Spike and Jamie’s utopian village has been isolated and protected from harm for decades by a strong rip current and a strict security protocol. But things aren’t perfect there for Spike. His mother, Isla (Jodie Comer) is sick and dying. When he learns that a fire he spies on the mainland might come from a doctor who once lived there, he’s determined to bring her to him for lifesaving treatment, embarking on a coming-of-age journey outside of his culture’s prescribed rituals.

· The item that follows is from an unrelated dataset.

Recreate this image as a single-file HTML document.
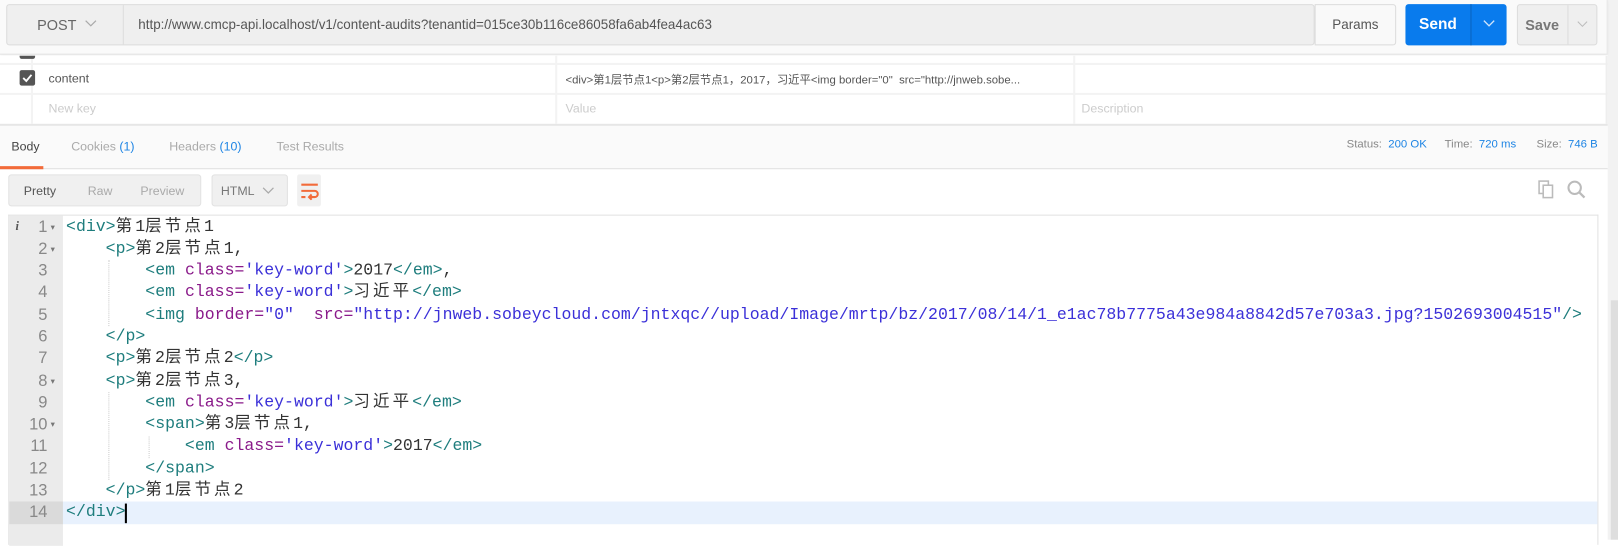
<!DOCTYPE html>
<html><head><meta charset="utf-8"><style>
*{box-sizing:border-box;margin:0;padding:0}
html,body{width:1618px;height:539px;overflow:hidden;background:#fff}
#w{position:absolute;left:0;top:0;width:1568px;height:523px;transform:scale(1.0319);transform-origin:0 0;font-family:"Liberation Sans","Noto Sans CJK SC",sans-serif;font-size:12px;color:#505050}
.a{position:absolute}
.code{font-family:"Liberation Mono","Noto Sans CJK SC",monospace;font-size:16px;white-space:pre;color:#333}
.t{color:#1e7d7d}.at{color:#8a1a8a}.s{color:#3b30d8}
.c{letter-spacing:3px}
.ln{position:absolute;left:8px;text-align:right;color:#888;font-family:"Liberation Sans",sans-serif;font-size:16px}
.guide{position:absolute;border-left:1px dotted #ccc}
</style></head><body><div id="w">
<!-- right strip -->
<div class="a" style="left:1558px;top:0;width:10px;height:523px;background:#f2f2f2"></div>
<div class="a" style="left:1561px;top:291px;width:7px;height:232px;background:#dedede"></div>
<!-- header -->
<div class="a" style="left:0;top:0;width:1558px;height:53px;background:#fafafa;border-bottom:1px solid #e2e2e2;border-right:1px solid #e6e6e6;box-shadow:0 1px 3px rgba(0,0,0,.08)"></div>
<div class="a" style="left:6px;top:4px;width:1268px;height:40px;background:#efefef;border:1px solid #dcdcdc;border-radius:3px"></div>
<div class="a" style="left:119px;top:5px;width:1px;height:38px;background:#dcdcdc"></div>
<div class="a" style="left:36px;top:16px;font-size:14px;color:#666">POST</div>
<svg class="a" style="left:82px;top:19px" width="12" height="8"><path d="M1 1l5 5 5-5" fill="none" stroke="#aaa" stroke-width="1.2"/></svg>
<div class="a" style="left:134px;top:16px;font-size:13px;color:#555">http://www.cmcp-api.localhost/v1/content-audits?tenantid=015ce30b116ce86058fa6ab4fea4ac63</div>
<div class="a" style="left:1274px;top:4px;width:79px;height:40px;background:#f9f9f9;border:1px solid #dcdcdc;border-radius:0 3px 3px 0;font-size:13px;color:#555;text-align:center;line-height:38px">Params</div>
<div class="a" style="left:1362px;top:4px;width:98px;height:40px;background:#097bed;border-radius:3px"></div>
<div class="a" style="left:1425px;top:4px;width:1px;height:40px;background:#0a63bf"></div>
<div class="a" style="left:1362px;top:4px;width:63px;height:40px;color:#fff;font-weight:bold;font-size:15px;text-align:center;line-height:40px">Send</div>
<svg class="a" style="left:1437px;top:19px" width="12" height="8"><path d="M1 1l5 5 5-5" fill="none" stroke="#cfe4fb" stroke-width="1.3"/></svg>
<div class="a" style="left:1470px;top:4px;width:78px;height:40px;background:#efefef;border:1px solid #dcdcdc;border-radius:3px"></div>
<div class="a" style="left:1519px;top:5px;width:1px;height:38px;background:#dcdcdc"></div>
<div class="a" style="left:1470px;top:4px;width:49px;height:40px;color:#777;font-weight:bold;font-size:14px;text-align:center;line-height:40px">Save</div>
<svg class="a" style="left:1528px;top:20px" width="11" height="7"><path d="M1 1l4.5 4.5 4.5-4.5" fill="none" stroke="#bbb" stroke-width="1"/></svg>
<!-- params table -->
<div class="a" style="left:0;top:54px;width:1558px;height:66px;background:#fff"></div>
<div class="a" style="left:0;top:61px;width:1558px;height:2px;background:#f3f3f3"></div>
<div class="a" style="left:0;top:90px;width:1558px;height:2px;background:#f3f3f3"></div>
<div class="a" style="left:0;top:120px;width:1558px;height:2px;background:#e6e6e6"></div>
<div class="a" style="left:30px;top:54px;width:2px;height:66px;background:#f3f3f3"></div>
<div class="a" style="left:538px;top:54px;width:2px;height:66px;background:#f3f3f3"></div>
<div class="a" style="left:1040px;top:54px;width:2px;height:66px;background:#f3f3f3"></div>
<div class="a" style="left:1556px;top:54px;width:2px;height:66px;background:#eee"></div>
<div class="a" style="left:19px;top:54px;width:15px;height:3px;background:#555;border-radius:0 0 2px 2px"></div>
<div class="a" style="left:19px;top:68px;width:15px;height:15px;background:#555;border-radius:2px"></div>
<svg class="a" style="left:21px;top:71px" width="11" height="9"><path d="M1.5 4.5l3 3 5-6" fill="none" stroke="#fff" stroke-width="1.8"/></svg>
<div class="a" style="left:47px;top:69px;font-size:12px;color:#555">content</div>
<div class="a" style="left:47px;top:98px;font-size:12px;color:#ccc">New key</div>
<div class="a" style="left:548px;top:69px;font-size:11px;color:#555">&lt;div&gt;第1层节点1&lt;p&gt;第2层节点1，2017，习近平&lt;img border="0"&nbsp; src="http://jnweb.sobe...</div>
<div class="a" style="left:548px;top:98px;font-size:12px;color:#ccc">Value</div>
<div class="a" style="left:1048px;top:98px;font-size:12px;color:#ccc">Description</div>
<!-- tabs -->
<div class="a" style="left:0;top:122px;width:1558px;height:42px;background:#fafafa;border-bottom:1px solid #e0e0e0"></div>
<div class="a" style="left:0;top:161px;width:42px;height:3px;background:#f26b3a"></div>
<div class="a" style="left:11px;top:135px;font-size:12px;color:#444">Body</div>
<div class="a" style="left:69px;top:135px;font-size:12px;color:#aaa">Cookies <span style="color:#1d84e4">(1)</span></div>
<div class="a" style="left:164px;top:135px;font-size:12px;color:#aaa">Headers <span style="color:#1d84e4">(10)</span></div>
<div class="a" style="left:268px;top:135px;font-size:12px;color:#aaa">Test Results</div>
<div class="a" style="left:1305px;top:134px;font-size:11px;color:#888">Status: <span style="color:#1d84e4">&nbsp;200 OK</span></div>
<div class="a" style="left:1400px;top:134px;font-size:11px;color:#888">Time: <span style="color:#1d84e4">&nbsp;720 ms</span></div>
<div class="a" style="left:1489px;top:134px;font-size:11px;color:#888">Size: <span style="color:#1d84e4">&nbsp;746 B</span></div>
<!-- toolbar -->
<div class="a" style="left:8px;top:169px;width:187px;height:31px;background:#f0f0f0;border:1px solid #e2e2e2;border-radius:3px"></div>
<div class="a" style="left:23px;top:178px;font-size:12px;color:#555">Pretty</div>
<div class="a" style="left:85px;top:178px;font-size:12px;color:#aaa">Raw</div>
<div class="a" style="left:136px;top:178px;font-size:12px;color:#aaa">Preview</div>
<div class="a" style="left:205px;top:169px;width:74px;height:31px;background:#f0f0f0;border:1px solid #e2e2e2;border-radius:3px"></div>
<div class="a" style="left:214px;top:178px;font-size:12px;color:#777">HTML</div>
<svg class="a" style="left:254px;top:181px" width="12" height="8"><path d="M1 1l5 5 5-5" fill="none" stroke="#aaa" stroke-width="1.2"/></svg>
<div class="a" style="left:288px;top:169px;width:23px;height:31px;background:#f0f0f0;border-radius:2px"></div>
<svg class="a" style="left:291px;top:176px" width="18" height="18"><path d="M1 3h16M1 9h13a3 3 0 0 1 0 6h-5M1 15h4M11 12.5l-2.5 2.5 2.5 2.5" fill="none" stroke="#f26b3a" stroke-width="2"/></svg>
<svg class="a" style="left:1490px;top:174px" width="18" height="20"><rect x="1.5" y="1.5" width="9" height="12" fill="none" stroke="#bbb" stroke-width="1.5"/><rect x="5.5" y="5.5" width="9" height="12" fill="#fff" stroke="#bbb" stroke-width="1.5"/></svg>
<svg class="a" style="left:1518px;top:174px" width="20" height="20"><circle cx="8" cy="8" r="6" fill="none" stroke="#bbb" stroke-width="2"/><path d="M12.5 12.5l5 5" stroke="#bbb" stroke-width="2.2"/></svg>
<!-- editor -->
<div class="a" style="left:8px;top:208px;width:1541px;height:320px;border:1px solid #e2e2e2;border-bottom:none;background:#fff"></div>
<div class="a" style="left:9px;top:209px;width:52px;height:320px;background:#ebebeb"></div>
<div class="a" style="left:61px;top:486px;width:1487px;height:22px;background:#e8f1fd"></div>
<div class="a" style="left:9px;top:486px;width:52px;height:22px;background:#dadada"></div>
<div class="a" style="left:15px;top:212px;font-family:'Liberation Serif',serif;font-style:italic;font-size:12px;color:#555;font-weight:bold">i</div>
<div class="guide" style="left:105px;top:252px;height:64px"></div>
<div class="guide" style="left:105px;top:380px;height:85px"></div>
<div class="guide" style="left:144px;top:423px;height:21px"></div>
<div class="a" style="left:121px;top:488px;width:2px;height:19px;background:#000"></div>
<div class="a code" style="left:64px;top:209.5px;line-height:21.3px"><span class="t">&lt;div&gt;</span><span class="c">第</span>1<span class="c">层节点</span>1
    <span class="t">&lt;p&gt;</span><span class="c">第</span>2<span class="c">层节点</span>1,
        <span class="t">&lt;em</span> <span class="at">class=</span><span class="s">'key-word'</span><span class="t">&gt;</span>2017<span class="t">&lt;/em&gt;</span>,
        <span class="t">&lt;em</span> <span class="at">class=</span><span class="s">'key-word'</span><span class="t">&gt;</span><span class="c">习近平</span><span class="t">&lt;/em&gt;</span>
        <span class="t">&lt;img</span> <span class="at">border=</span><span class="s">"0"</span>  <span class="at">src=</span><span class="s">"http://jnweb.sobeycloud.com/jntxqc//upload/Image/mrtp/bz/2017/08/14/1_e1ac78b7775a43e984a8842d57e703a3.jpg?1502693004515"</span><span class="t">/&gt;</span>
    <span class="t">&lt;/p&gt;</span>
    <span class="t">&lt;p&gt;</span><span class="c">第</span>2<span class="c">层节点</span>2<span class="t">&lt;/p&gt;</span>
    <span class="t">&lt;p&gt;</span><span class="c">第</span>2<span class="c">层节点</span>3,
        <span class="t">&lt;em</span> <span class="at">class=</span><span class="s">'key-word'</span><span class="t">&gt;</span><span class="c">习近平</span><span class="t">&lt;/em&gt;</span>
        <span class="t">&lt;span&gt;</span><span class="c">第</span>3<span class="c">层节点</span>1,
            <span class="t">&lt;em</span> <span class="at">class=</span><span class="s">'key-word'</span><span class="t">&gt;</span>2017<span class="t">&lt;/em&gt;</span>
        <span class="t">&lt;/span&gt;</span>
    <span class="t">&lt;/p&gt;</span><span class="c">第</span>1<span class="c">层节点</span>2
<span class="t">&lt;/div&gt;</span></div>
<div class="ln" style="top:209.5px;line-height:21.3px;width:38px">1<br>2<br>3<br>4<br>5<br>6<br>7<br>8<br>9<br>10<br>11<br>12<br>13<br>14</div>
<div class="a" style="left:49px;top:209.5px;line-height:21.3px;font-size:8px;color:#777">▾<br>▾<br><br><br><br><br><br>▾<br><br>▾</div>
</div></body></html>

Garland paints a world much bigger than the one that exists on their island, as idyllic as it seems. International soldiers patrol the waters, coming from a Europe that has moved on in the world (Spike has no idea what a “delivery driver” or a smartphone might be, raised in his analog village of collectivism and scavenging). Graffiti referring to someone named “Jimmy” adorns walls and is carved into torsos. There’s the alpha zombies and the slow ones and the fire that might belong to a doctor, who may have survived these 28 long years. It’s all new for sweet Spike, who is overwhelmed by the vastness of it all.

Not that it was ever in question, but “28 Years Later” is an invigorating reminder that Boyle, as a technician of dizzying, daring cinematic style, has never lost his fastball, and he employs it to great effect emphasizing Spike’s visceral emotional experience. The digital cinematography is both grainy and saturated, almost inquisitive in its nature. The camera feels like a tentacle, sensitively responding to every glance and gesture; it makes sense to learn that cinematographer Anthony Dod Mantle shot the film with an arsenal of iPhones (and drones).

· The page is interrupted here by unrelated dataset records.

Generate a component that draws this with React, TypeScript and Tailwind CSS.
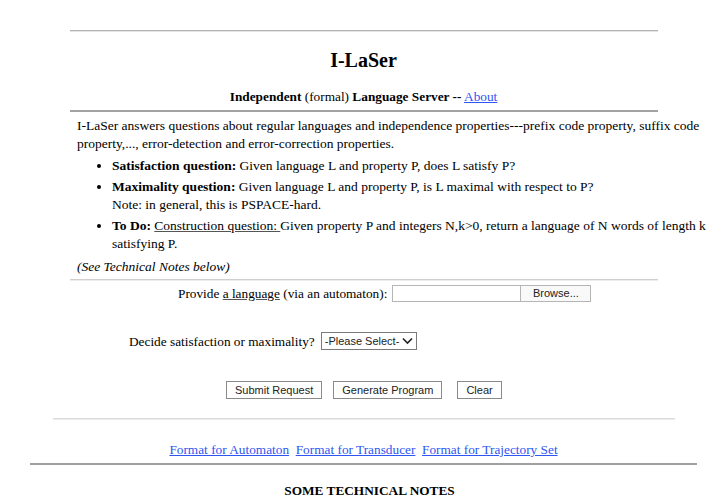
import type { ReactNode } from "react"

function Btn({ children }: { children: ReactNode }) {
    return (
        <button className="h-[18px] border border-[#8a8a8a] bg-white px-[8px] font-['Liberation_Sans',Arial,sans-serif] text-[11px] leading-[16px] text-[#222]">
            {children}
        </button>
    )
}

function Link({ children }: { children: ReactNode }) {
    return <a className="cursor-pointer text-[#2f55f2] underline decoration-[#2f55f2]">{children}</a>
}

export default function App() {
    return (
        <div className="min-h-[498px] w-full overflow-hidden bg-white font-['Liberation_Serif','Times_New_Roman',serif] text-[13.3px] leading-[15px] text-black">
            <hr className="mx-auto mt-[30px] w-[588px] border-b border-t-[#b3b3b3] border-b-[#e4e4e4]" />

            <h2 className="mt-[17px] text-center text-[20px] font-bold leading-[23px]">I-LaSer</h2>

            <p className="mt-[17px] text-center">
                <b>Independent</b> (formal) <b>Language Server --</b> <Link>About</Link>
            </p>

            <hr className="mx-auto mt-[6px] w-[588px] border-t-2 border-t-[#a3a3a3]" />

            {/* intro text runs a bit past the window edge, as in the original */}
            <div className="ml-[77px] mt-[5px] w-[663px] text-[13.5px] leading-[18px]">
                <p>
                    I-LaSer answers questions about regular languages and independence properties---prefix code property, suffix code
                    property,..., error-detection and error-correction properties.
                </p>

                <ul className="mt-[4px] list-disc pl-[35px] [&>li+li]:mt-[3px]">
                    <li>
                        <b>Satisfaction question:</b> Given language L and property P, does L satisfy P?
                    </li>
                    <li>
                        <b>Maximality question:</b> Given language L and property P, is L maximal with respect to P?
                        <br />
                        Note: in general, this is PSPACE-hard.
                    </li>
                    <li>
                        <b>To Do:</b> <u className="decoration-[#555]">Construction question: </u>Given property P and integers N,k&gt;0, return a
                        language of N words of length k satisfying P.
                    </li>
                </ul>

                <p className="mt-[5px] italic">(See Technical Notes below)</p>
            </div>

            <hr className="mx-auto mt-[3px] w-[588px] border-b border-t-[#cfcfcf] border-b-[#ececec]" />

            {/* request form */}
            <div className="mt-[3px] flex h-[18px] items-center pl-[178px]">
                <span>
                    Provide <u className="decoration-[#555]">a language</u> (via an automaton):
                </span>
                <div className="ml-[5px] flex h-[17px] font-['Liberation_Sans',Arial,sans-serif] text-[11px] text-[#222]">
                    <input readOnly className="h-[17px] w-[129px] border border-[#b5b5b5] bg-white outline-none" />
                    <button className="h-[17px] w-[70px] border border-l-0 border-[#b5b5b5] bg-[#f9f9f9] leading-[15px]">Browse...</button>
                </div>
            </div>

            <div className="mt-[30px] flex h-[18px] items-center pl-[129px]">
                <span>Decide satisfaction or maximality?</span>
                <div className="ml-[6px] flex h-[18px] w-[96px] items-center justify-between border border-[#7a7a7a] bg-white pl-[3px] pr-[3px] font-['Liberation_Sans',Arial,sans-serif] text-[11px] text-[#222]">
                    <span>-Please Select-</span>
                    <svg width="11" height="8" viewBox="0 0 11 8" className="text-[#222]">
                        <path d="M1 1.5 L5.5 6 L10 1.5" fill="none" stroke="currentColor" strokeWidth="1.6" />
                    </svg>
                </div>
            </div>

            <div className="mt-[31px] flex h-[18px] items-center pl-[226px]">
                <Btn>Submit Request</Btn>
                <span className="w-[11px]" />
                <Btn>Generate Program</Btn>
                <span className="w-[15px]" />
                <Btn>Clear</Btn>
            </div>

            <hr className="mx-auto mt-[19px] w-[622px] border-b border-t-[#dcdcdc] border-b-[#ebebeb]" />

            <p className="mt-[22px] text-center">
                <Link>Format for Automaton</Link>&nbsp; <Link>Format for Transducer</Link>&nbsp; <Link>Format for Trajectory Set</Link>
            </p>

            <hr className="mx-auto mt-[6px] w-[667px] border-t-2 border-t-[#a0a0a0]" />

            <p className="mt-[18px] pl-[12px] text-center font-bold">SOME TECHNICAL NOTES</p>
        </div>
    )
}
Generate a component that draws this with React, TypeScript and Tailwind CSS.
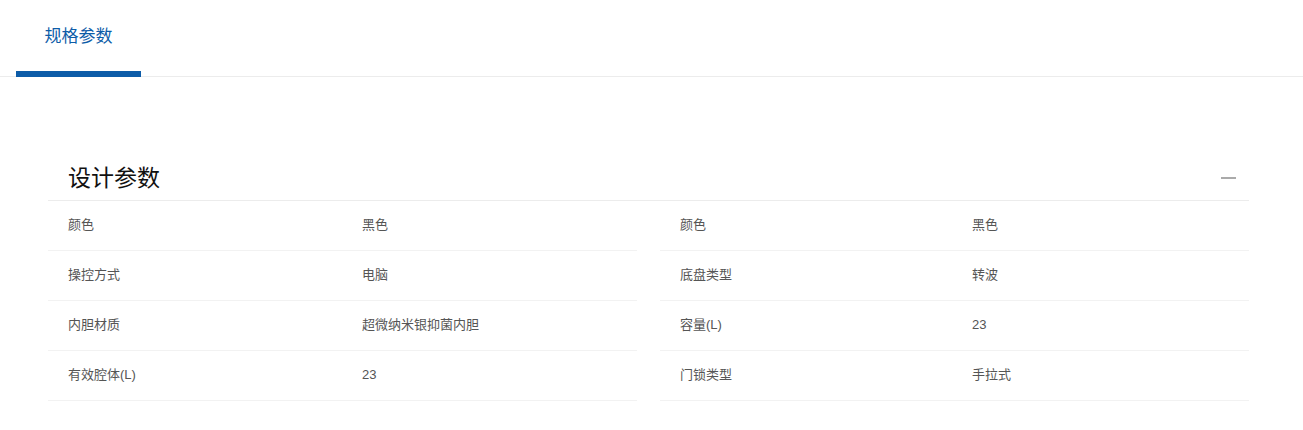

When Spike is with his father, learning to hunt, the camera is athletic and bouncy, it pushes and pulls them in and out of perilous situations, the score by Scottish band Young Fathers clashing with industrial noise, blending with the sound design by Johnnie Burn, pulsing with sirens and heavy footfalls. When Spike is with his mother, the camera floats peacefully, a folky melody underneath their journey through fields of wildflowers that are nonetheless lousy with zombies.

Boyle, Garland and the creative team of Mantle, Burn and editor Jon Harris work in the micro and the macro: the sweeping vistas of a shockingly green landscape, and the intimate moments between mother and son. Boyle’s style remains as dynamic as ever, reflecting our character’s subjective experience and journey as he discovers the world beyond the gates where he was raised.

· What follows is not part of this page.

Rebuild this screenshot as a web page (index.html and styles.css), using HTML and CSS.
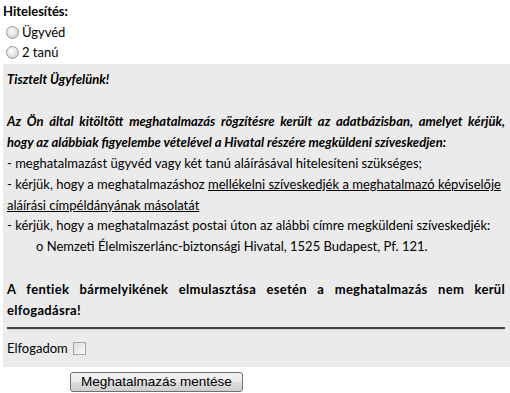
FILE: index.html
```
<!DOCTYPE html>
<html lang="hu">
  <head>
    <meta charset="UTF-8" />
    <meta name="viewport" content="width=device-width, initial-scale=1.0" />
    <title>Meghatalmazás</title>
    <link rel="stylesheet" href="styles.css">
  </head>
  <body>
    <div class="auth">
      <div class="authTitle">Hitelesítés:</div>
      <label class="opt"><input type="radio" name="hitel" class="radio" /> Ügyvéd</label>
      <label class="opt"><input type="radio" name="hitel" class="radio" /> 2 tanú</label>
    </div>

    <div class="notice">
      <p class="greet">Tisztelt Ügyfelünk!</p>
      <p class="intro">
        Az Ön által kitöltött meghatalmazás rögzítésre került az adatbázisban, amelyet kérjük,
        hogy az alábbiak figyelembe vételével a Hivatal részére megküldeni szíveskedjen:
      </p>
      <div class="rules">
        <div>- meghatalmazást ügyvéd vagy két tanú aláírásával hitelesíteni szükséges;</div>
        <div>- kérjük, hogy a meghatalmazáshoz <u>mellékelni szíveskedjék a meghatalmazó képviselője aláírási címpéldányának másolatát</u></div>
        <div>- kérjük, hogy a meghatalmazást postai úton az alábbi címre megküldeni szíveskedjék:</div>
        <div class="addr">o Nemzeti Élelmiszerlánc-biztonsági Hivatal, 1525 Budapest, Pf. 121.</div>
      </div>
      <p class="warn">A fentiek bármelyikének elmulasztása esetén a meghatalmazás nem kerül elfogadásra!</p>
      <hr class="sep" />
      <label class="accept">Elfogadom <input type="checkbox" class="check" /></label>
    </div>

    <div class="actions">
      <button class="saveBtn">Meghatalmazás mentése</button>
    </div>
  </body>
</html>
```
FILE: styles.css
```
* {
  margin: 0;
  padding: 0;
  box-sizing: border-box;
}
body {
  margin: 0 0 0 3px;
  font-family: Lato, "Liberation Sans", sans-serif;
  font-size: 13px;
  line-height: 21px;
  color: #000;
  background: #fff;
}
.auth {
  padding-top: 1px;
}
.authTitle {
  font-weight: bold;
}
.opt {
  display: flex;
  align-items: center;
  gap: 3px;
  height: 20px;
}
.radio {
  appearance: none;
  width: 13px;
  height: 13px;
  margin-left: 3px;
  border-radius: 50%;
  border: 1px solid #9a9a9a;
  background: radial-gradient(circle at 40% 35%, #fff 0%, #e6e6e6 45%, #c4c4c4 100%);
}
.notice {
  background-color: #ebebeb;
  margin-top: 2px;
  padding: 5px 5px 8px 4px;
}
.greet,
.intro {
  font-weight: bold;
  font-style: italic;
}
.intro {
  margin-top: 21px;
  text-align: justify;
}
.rules {
  line-height: 20.75px;
}
.addr {
  padding-left: 29px;
}
.warn {
  font-weight: bold;
  margin-top: 22px;
  letter-spacing: 0.3px;
  text-align: justify;
}
.sep {
  border: none;
  border-top: 2px solid #444;
  border-bottom: 1px solid #d8d8d8;
  margin: 6px 0 8px 0;
}
.accept {
  display: flex;
  align-items: center;
  gap: 5px;
}
.check {
  appearance: none;
  width: 13px;
  height: 13px;
  border: 1px solid #a8a8a8;
  background: linear-gradient(135deg, #dcdcdc, #fafafa);
}
.actions {
  padding: 4px 0 0 67px;
}
.saveBtn {
  font-family: "Liberation Sans", Arial, sans-serif;
  font-size: 13.5px;
  line-height: 16px;
  padding: 1px 10px;
  border: 1px solid #707070;
  border-radius: 3px;
  background: linear-gradient(#f2f2f2 0%, #ebebeb 50%, #dddddd 51%, #cfcfcf 100%);
  color: #000;
}
```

Whoever controls information controls the power (as we see reflected in our own current events), apocalypse or not. Jamie, wanting to keep Spike safe, controls what his son does and does not know, carefully curating his reality. But in his own desire to save one life, Spike refuses to accept that which he does not know. Just when we thought the life had gone out of the zombie movie, Boyle and Garland remind us that the genre is flexible enough to evolve alongside our own reality, and remains one of our most powerful cultural metaphors, and a rich landscape for stylistic experimentation.